Every line of the material is to be quoted verbatim, minus the pictures.

======== Given information ========

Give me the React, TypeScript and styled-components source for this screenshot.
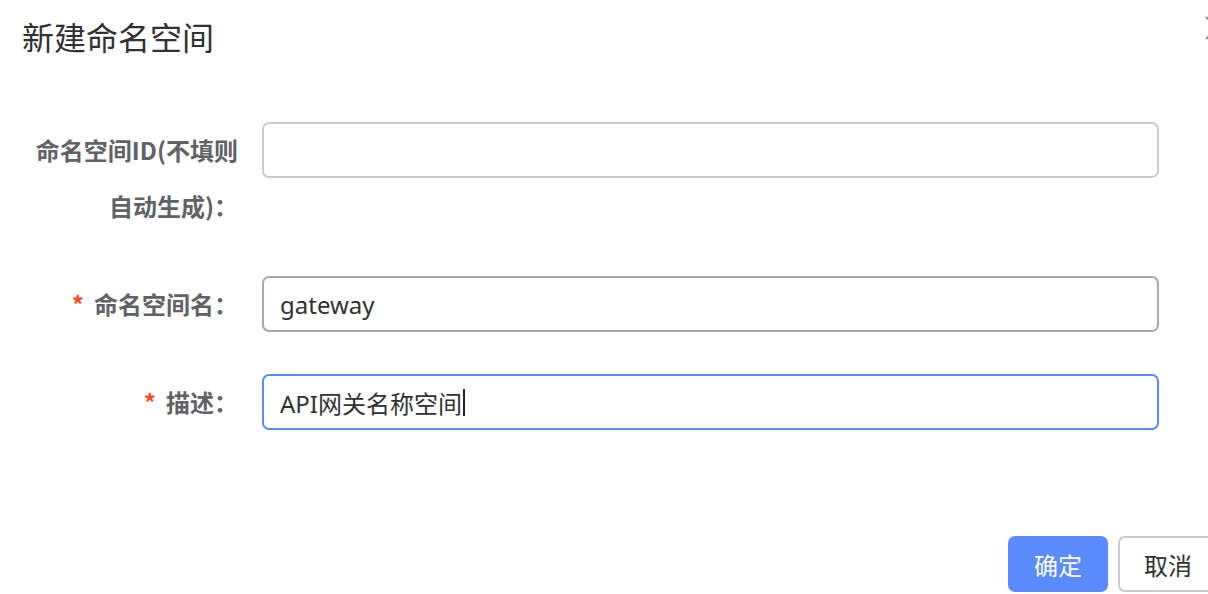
import React from "react";
import styled, { createGlobalStyle, css } from "styled-components";

const Global = createGlobalStyle`
  html, body { margin: 0; padding: 0; background: #fff; overflow: hidden; }
  body { font-family: "Noto Sans", "Noto Sans CJK SC", sans-serif; }
`;

const Dialog = styled.div`
  position: relative;
  width: 1240px;
  height: 594px;
  background: #fff;
  display: flex;
  flex-direction: column;
`;

const Header = styled.header`
  padding: 12px 22px 0 22px;
  height: 62px;
  box-sizing: border-box;
`;

const Title = styled.h2`
  margin: 0;
  font-family: "Noto Sans CJK SC", sans-serif;
  font-size: 32px;
  font-weight: 400;
  line-height: 48px;
  color: #303133;
`;

const CloseButton = styled.button`
  position: absolute;
  left: 1205px;
  top: 16px;
  width: 24px;
  height: 24px;
  padding: 0;
  border: none;
  background: transparent;
  color: #909399;
  display: flex;
`;

const Form = styled.form`
  width: 1159px;
  padding-top: 60px;
  display: flex;
  flex-direction: column;
  gap: 42px;
`;

const Item = styled.div`
  display: grid;
  grid-template-columns: 238px 1fr;
  column-gap: 24px;
  align-items: start;
`;

const Label = styled.label<{ $required?: boolean }>`
  box-sizing: border-box;
  padding-left: 24px;
  font-family: "Noto Sans CJK SC", sans-serif;
  font-size: 24px;
  font-weight: 700;
  line-height: 56px;
  color: #606266;
  text-align: right;
  ${(p) =>
    p.$required &&
    css`
      &::before {
        content: "*";
        color: #fa4b1b;
        margin-right: 10px;
        font-weight: 700;
      }
    `}
`;

type FieldState = "idle" | "hover" | "focus";

const fieldBorder: Record<FieldState, string> = {
  idle: "#c9cbd2",
  hover: "#a5a8b0",
  focus: "#5b8cff",
};

const Field = styled.div<{ $state: FieldState }>`
  height: 56px;
  box-sizing: border-box;
  border: 2px solid ${(p) => fieldBorder[p.$state]};
  border-radius: 7px;
  padding: 0 16px;
  display: flex;
  align-items: center;
  font-family: "Noto Sans", "Noto Sans CJK SC", sans-serif;
  font-size: 24px;
  color: #303133;
  background: #fff;
`;

const Caret = styled.span`
  display: inline-block;
  width: 2px;
  height: 27px;
  background: #222;
  margin-left: 1px;
`;

const Footer = styled.footer`
  margin-top: 106px;
  padding-right: 22px;
  display: flex;
  justify-content: flex-end;
  gap: 10px;
`;

const Button = styled.button<{ $primary?: boolean }>`
  width: 100px;
  height: 56px;
  box-sizing: border-box;
  border-radius: 7px;
  font-family: "Noto Sans CJK SC", sans-serif;
  font-size: 24px;
  cursor: pointer;
  ${(p) =>
    p.$primary
      ? css`
          background: #5a8bff;
          border: 2px solid #5a8bff;
          color: #fff;
        `
      : css`
          background: #fff;
          border: 2px solid #c9cbd2;
          color: #303133;
        `}
`;

export default function App() {
  return (
    <>
      <Global />
      <Dialog>
        <Header>
          <Title>新建命名空间</Title>
        </Header>
        <CloseButton aria-label="关闭">
          <svg width="24" height="24" viewBox="0 0 24 24">
            <path d="M1 1 L23 23 M23 1 L1 23" stroke="currentColor" strokeWidth="2" fill="none" />
          </svg>
        </CloseButton>
        <Form>
          <Item>
            <Label>命名空间ID(不填则自动生成)：</Label>
            <Field $state="idle" />
          </Item>
          <Item>
            <Label $required>命名空间名：</Label>
            <Field $state="hover">gateway</Field>
          </Item>
          <Item>
            <Label $required>描述：</Label>
            <Field $state="focus">
              API网关名称空间
              <Caret />
            </Field>
          </Item>
        </Form>
        <Footer>
          <Button $primary>确定</Button>
          <Button>取消</Button>
        </Footer>
      </Dialog>
    </>
  );
}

========

Exercise solution:
Give me the React, TypeScript and styled-components source for this screenshot.
import React from "react";
import styled, { createGlobalStyle, css } from "styled-components";

const Global = createGlobalStyle`
  html, body { margin: 0; padding: 0; background: #fff; overflow: hidden; }
  body { font-family: "Noto Sans", "Noto Sans CJK SC", sans-serif; }
`;

const Dialog = styled.div`
  position: relative;
  width: 1240px;
  height: 594px;
  background: #fff;
  display: flex;
  flex-direction: column;
`;

const Header = styled.header`
  padding: 12px 22px 0 22px;
  height: 62px;
  box-sizing: border-box;
`;

const Title = styled.h2`
  margin: 0;
  font-family: "Noto Sans CJK SC", sans-serif;
  font-size: 32px;
  font-weight: 400;
  line-height: 48px;
  color: #303133;
`;

const CloseButton = styled.button`
  position: absolute;
  left: 1205px;
  top: 16px;
  width: 24px;
  height: 24px;
  padding: 0;
  border: none;
  background: transparent;
  color: #909399;
  display: flex;
`;

const Form = styled.form`
  width: 1159px;
  padding-top: 60px;
  display: flex;
  flex-direction: column;
  gap: 42px;
`;

const Item = styled.div`
  display: grid;
  grid-template-columns: 238px 1fr;
  column-gap: 24px;
  align-items: start;
`;

const Label = styled.label<{ $required?: boolean }>`
  box-sizing: border-box;
  padding-left: 24px;
  font-family: "Noto Sans CJK SC", sans-serif;
  font-size: 24px;
  font-weight: 700;
  line-height: 56px;
  color: #606266;
  text-align: right;
  ${(p) =>
    p.$required &&
    css`
      &::before {
        content: "*";
        color: #fa4b1b;
        margin-right: 10px;
        font-weight: 700;
      }
    `}
`;

type FieldState = "idle" | "hover" | "focus";

const fieldBorder: Record<FieldState, string> = {
  idle: "#c9cbd2",
  hover: "#a5a8b0",
  focus: "#5b8cff",
};

const Field = styled.div<{ $state: FieldState }>`
  height: 56px;
  box-sizing: border-box;
  border: 2px solid ${(p) => fieldBorder[p.$state]};
  border-radius: 7px;
  padding: 0 16px;
  display: flex;
  align-items: center;
  font-family: "Noto Sans", "Noto Sans CJK SC", sans-serif;
  font-size: 24px;
  color: #303133;
  background: #fff;
`;

const Caret = styled.span`
  display: inline-block;
  width: 2px;
  height: 27px;
  background: #222;
  margin-left: 1px;
`;

const Footer = styled.footer`
  margin-top: 106px;
  padding-right: 22px;
  display: flex;
  justify-content: flex-end;
  gap: 10px;
`;

const Button = styled.button<{ $primary?: boolean }>`
  width: 100px;
  height: 56px;
  box-sizing: border-box;
  border-radius: 7px;
  font-family: "Noto Sans CJK SC", sans-serif;
  font-size: 24px;
  cursor: pointer;
  ${(p) =>
    p.$primary
      ? css`
          background: #5a8bff;
          border: 2px solid #5a8bff;
          color: #fff;
        `
      : css`
          background: #fff;
          border: 2px solid #c9cbd2;
          color: #303133;
        `}
`;

export default function App() {
  return (
    <>
      <Global />
      <Dialog>
        <Header>
          <Title>新建命名空间</Title>
        </Header>
        <CloseButton aria-label="关闭">
          <svg width="24" height="24" viewBox="0 0 24 24">
            <path d="M1 1 L23 23 M23 1 L1 23" stroke="currentColor" strokeWidth="2" fill="none" />
          </svg>
        </CloseButton>
        <Form>
          <Item>
            <Label>命名空间ID(不填则自动生成)：</Label>
            <Field $state="idle" />
          </Item>
          <Item>
            <Label $required>命名空间名：</Label>
            <Field $state="hover">gateway</Field>
          </Item>
          <Item>
            <Label $required>描述：</Label>
            <Field $state="focus">
              API网关名称空间
              <Caret />
            </Field>
          </Item>
        </Form>
        <Footer>
          <Button $primary>确定</Button>
          <Button>取消</Button>
        </Footer>
      </Dialog>
    </>
  );
}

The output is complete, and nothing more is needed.